(Pages as source code)
────────────────

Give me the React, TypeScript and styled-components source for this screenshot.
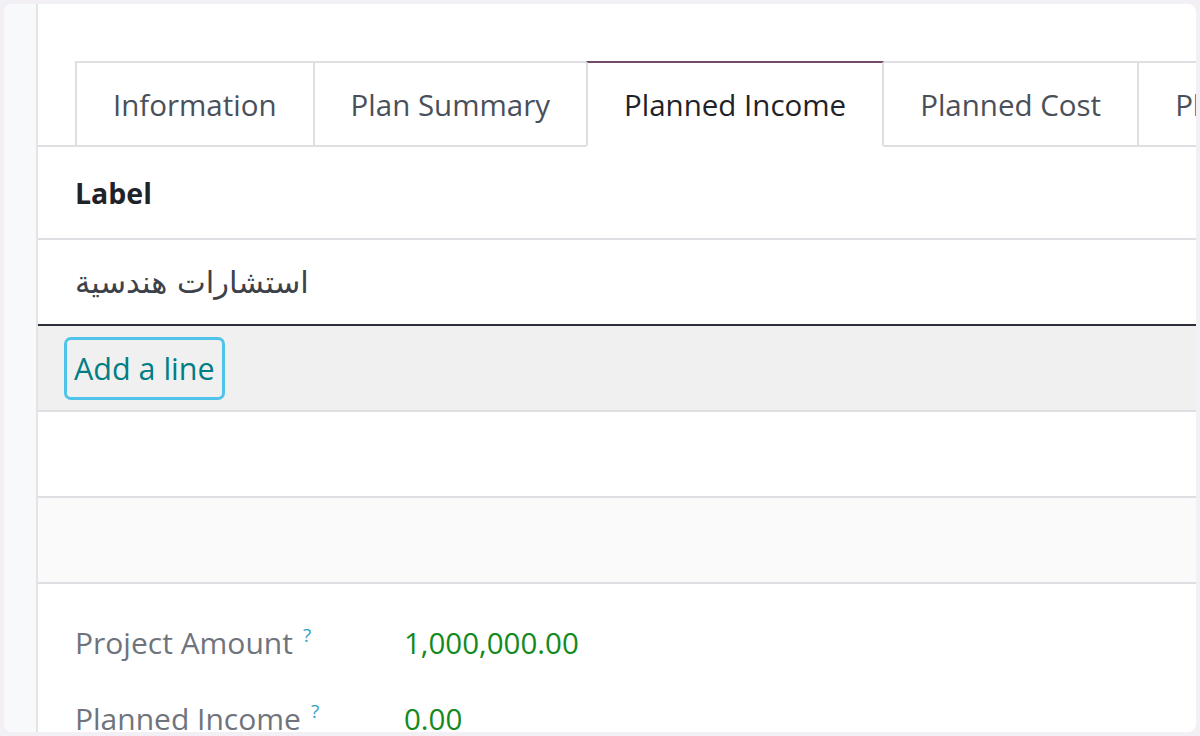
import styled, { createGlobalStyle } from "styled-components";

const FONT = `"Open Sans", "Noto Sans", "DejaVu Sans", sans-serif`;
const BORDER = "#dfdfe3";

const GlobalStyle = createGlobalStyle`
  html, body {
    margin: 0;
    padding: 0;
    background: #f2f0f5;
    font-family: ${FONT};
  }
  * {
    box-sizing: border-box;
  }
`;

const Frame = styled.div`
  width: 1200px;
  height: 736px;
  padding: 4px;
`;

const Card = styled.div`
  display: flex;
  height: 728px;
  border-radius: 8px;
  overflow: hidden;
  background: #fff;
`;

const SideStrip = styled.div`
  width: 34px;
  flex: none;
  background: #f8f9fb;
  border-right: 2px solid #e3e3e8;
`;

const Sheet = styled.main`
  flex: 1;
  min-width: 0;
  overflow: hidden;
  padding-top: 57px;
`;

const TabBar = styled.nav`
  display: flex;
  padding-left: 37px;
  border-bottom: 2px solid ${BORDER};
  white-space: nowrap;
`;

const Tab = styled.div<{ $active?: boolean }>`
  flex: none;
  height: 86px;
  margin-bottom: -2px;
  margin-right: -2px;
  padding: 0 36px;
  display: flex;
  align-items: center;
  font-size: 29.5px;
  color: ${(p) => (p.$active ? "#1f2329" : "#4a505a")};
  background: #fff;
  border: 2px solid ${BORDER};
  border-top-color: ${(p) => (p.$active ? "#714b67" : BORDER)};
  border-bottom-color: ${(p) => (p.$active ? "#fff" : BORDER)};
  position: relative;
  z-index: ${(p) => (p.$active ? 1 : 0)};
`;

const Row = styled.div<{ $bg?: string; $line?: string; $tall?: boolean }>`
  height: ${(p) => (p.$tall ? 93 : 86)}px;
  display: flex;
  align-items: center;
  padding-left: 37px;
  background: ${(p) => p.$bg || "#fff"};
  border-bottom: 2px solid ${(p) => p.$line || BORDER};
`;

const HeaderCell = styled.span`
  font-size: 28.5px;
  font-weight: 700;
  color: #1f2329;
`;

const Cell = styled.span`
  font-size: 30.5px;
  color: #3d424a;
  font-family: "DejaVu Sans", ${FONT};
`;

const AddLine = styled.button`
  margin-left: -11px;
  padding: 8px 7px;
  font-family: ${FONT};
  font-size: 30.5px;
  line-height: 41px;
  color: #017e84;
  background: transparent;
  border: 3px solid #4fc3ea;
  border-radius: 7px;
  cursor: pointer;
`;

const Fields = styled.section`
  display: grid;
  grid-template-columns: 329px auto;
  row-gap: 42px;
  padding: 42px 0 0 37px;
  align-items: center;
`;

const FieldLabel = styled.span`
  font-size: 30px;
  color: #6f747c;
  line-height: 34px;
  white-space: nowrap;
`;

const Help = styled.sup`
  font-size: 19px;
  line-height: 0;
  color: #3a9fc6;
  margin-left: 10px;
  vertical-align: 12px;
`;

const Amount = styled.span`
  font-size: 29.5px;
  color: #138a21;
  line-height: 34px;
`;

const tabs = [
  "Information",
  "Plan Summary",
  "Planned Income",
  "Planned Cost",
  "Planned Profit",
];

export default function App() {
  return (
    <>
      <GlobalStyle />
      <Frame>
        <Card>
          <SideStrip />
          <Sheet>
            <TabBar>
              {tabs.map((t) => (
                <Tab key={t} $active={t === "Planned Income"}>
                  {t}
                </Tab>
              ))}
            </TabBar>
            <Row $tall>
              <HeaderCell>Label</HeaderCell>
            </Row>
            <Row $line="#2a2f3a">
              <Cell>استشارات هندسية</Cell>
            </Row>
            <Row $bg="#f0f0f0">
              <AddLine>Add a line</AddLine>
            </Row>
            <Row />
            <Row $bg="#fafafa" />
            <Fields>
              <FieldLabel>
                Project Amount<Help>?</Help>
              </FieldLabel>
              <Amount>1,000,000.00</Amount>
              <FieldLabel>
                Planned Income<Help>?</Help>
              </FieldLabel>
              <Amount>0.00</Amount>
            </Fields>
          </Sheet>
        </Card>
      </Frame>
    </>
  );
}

────────────────

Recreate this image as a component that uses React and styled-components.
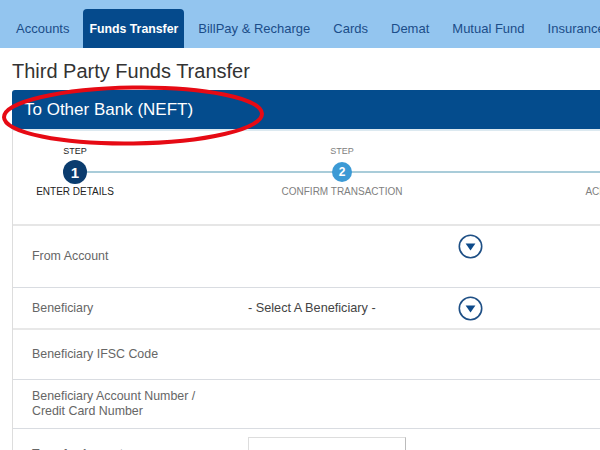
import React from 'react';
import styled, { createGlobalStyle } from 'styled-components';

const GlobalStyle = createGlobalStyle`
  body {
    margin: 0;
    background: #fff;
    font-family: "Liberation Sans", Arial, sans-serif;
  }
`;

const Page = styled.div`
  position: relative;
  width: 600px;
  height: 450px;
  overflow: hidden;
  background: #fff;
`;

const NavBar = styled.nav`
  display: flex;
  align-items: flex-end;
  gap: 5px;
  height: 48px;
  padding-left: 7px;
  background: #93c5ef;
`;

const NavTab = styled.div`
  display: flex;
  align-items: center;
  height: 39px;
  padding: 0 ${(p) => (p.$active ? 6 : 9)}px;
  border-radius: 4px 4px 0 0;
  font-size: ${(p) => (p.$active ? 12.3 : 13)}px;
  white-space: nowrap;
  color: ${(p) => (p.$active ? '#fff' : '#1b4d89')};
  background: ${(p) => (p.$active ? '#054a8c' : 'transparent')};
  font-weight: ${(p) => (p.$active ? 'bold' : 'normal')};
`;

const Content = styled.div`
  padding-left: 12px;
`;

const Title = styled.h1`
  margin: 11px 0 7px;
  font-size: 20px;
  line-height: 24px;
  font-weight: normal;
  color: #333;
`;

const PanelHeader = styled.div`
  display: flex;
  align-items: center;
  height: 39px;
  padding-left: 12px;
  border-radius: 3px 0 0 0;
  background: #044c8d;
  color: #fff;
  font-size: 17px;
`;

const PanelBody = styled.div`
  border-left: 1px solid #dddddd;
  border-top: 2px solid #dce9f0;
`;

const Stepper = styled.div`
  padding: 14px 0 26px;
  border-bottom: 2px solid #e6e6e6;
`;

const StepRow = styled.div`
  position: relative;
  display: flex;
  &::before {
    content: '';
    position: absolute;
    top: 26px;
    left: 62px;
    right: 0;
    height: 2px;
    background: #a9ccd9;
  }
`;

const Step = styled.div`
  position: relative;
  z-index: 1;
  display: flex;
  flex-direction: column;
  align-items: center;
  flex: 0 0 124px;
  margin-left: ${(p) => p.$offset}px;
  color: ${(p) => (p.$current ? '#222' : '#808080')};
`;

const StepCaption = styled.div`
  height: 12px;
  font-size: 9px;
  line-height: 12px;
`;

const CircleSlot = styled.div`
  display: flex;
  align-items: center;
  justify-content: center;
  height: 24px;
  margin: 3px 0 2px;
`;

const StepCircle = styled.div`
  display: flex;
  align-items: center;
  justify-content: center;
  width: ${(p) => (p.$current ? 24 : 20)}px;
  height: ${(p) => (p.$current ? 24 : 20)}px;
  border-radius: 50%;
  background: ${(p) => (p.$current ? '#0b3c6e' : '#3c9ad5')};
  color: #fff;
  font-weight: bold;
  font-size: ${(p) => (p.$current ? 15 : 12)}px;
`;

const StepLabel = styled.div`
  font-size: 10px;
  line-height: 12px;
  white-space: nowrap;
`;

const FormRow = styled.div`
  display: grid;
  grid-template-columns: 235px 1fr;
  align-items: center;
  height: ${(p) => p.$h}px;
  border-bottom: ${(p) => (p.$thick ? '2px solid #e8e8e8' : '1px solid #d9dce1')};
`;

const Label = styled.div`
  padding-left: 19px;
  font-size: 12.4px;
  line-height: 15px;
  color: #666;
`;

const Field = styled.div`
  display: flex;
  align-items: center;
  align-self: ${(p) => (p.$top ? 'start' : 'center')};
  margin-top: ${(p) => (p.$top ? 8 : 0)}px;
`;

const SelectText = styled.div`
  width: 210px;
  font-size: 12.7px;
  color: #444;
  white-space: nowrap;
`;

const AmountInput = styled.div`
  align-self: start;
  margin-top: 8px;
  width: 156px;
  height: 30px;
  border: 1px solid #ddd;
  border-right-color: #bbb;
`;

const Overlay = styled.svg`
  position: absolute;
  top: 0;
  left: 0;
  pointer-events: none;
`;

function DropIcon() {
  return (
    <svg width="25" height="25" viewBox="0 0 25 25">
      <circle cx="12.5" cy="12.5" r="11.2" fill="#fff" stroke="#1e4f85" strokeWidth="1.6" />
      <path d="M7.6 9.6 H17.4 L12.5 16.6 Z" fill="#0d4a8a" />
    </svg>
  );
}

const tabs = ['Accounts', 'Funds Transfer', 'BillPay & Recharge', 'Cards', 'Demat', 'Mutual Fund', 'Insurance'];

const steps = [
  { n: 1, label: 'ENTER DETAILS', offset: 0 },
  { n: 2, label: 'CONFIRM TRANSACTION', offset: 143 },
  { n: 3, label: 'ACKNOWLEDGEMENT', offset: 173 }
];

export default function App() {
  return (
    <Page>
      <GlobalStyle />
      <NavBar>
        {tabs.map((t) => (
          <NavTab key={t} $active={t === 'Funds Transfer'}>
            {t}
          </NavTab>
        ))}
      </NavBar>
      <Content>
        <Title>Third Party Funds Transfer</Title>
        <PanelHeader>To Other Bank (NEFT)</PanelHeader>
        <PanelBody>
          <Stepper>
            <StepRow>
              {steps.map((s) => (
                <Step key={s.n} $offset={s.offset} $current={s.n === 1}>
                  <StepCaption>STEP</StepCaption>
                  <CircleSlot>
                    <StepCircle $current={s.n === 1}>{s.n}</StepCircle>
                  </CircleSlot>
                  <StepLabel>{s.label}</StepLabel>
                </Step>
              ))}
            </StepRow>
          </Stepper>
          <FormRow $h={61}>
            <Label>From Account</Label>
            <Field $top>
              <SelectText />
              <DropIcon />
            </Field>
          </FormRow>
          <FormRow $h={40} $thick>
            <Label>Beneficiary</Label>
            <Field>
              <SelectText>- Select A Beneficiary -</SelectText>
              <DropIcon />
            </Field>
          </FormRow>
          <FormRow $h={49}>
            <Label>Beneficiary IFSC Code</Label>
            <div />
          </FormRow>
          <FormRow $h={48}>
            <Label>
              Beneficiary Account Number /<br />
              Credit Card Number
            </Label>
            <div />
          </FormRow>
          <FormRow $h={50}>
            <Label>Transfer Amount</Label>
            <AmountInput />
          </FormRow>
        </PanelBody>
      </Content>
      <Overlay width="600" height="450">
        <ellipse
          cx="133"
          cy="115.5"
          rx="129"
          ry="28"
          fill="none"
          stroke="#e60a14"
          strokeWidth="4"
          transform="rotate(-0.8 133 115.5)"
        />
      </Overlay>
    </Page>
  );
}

────────────────

Instruction. Make a list of all lines in the data that contain "components".

Exercise result.
Give me the React, TypeScript and styled-components source for this screenshot.
import styled, { createGlobalStyle } from "styled-components";
Recreate this image as a component that uses React and styled-components.
import styled, { createGlobalStyle } from 'styled-components';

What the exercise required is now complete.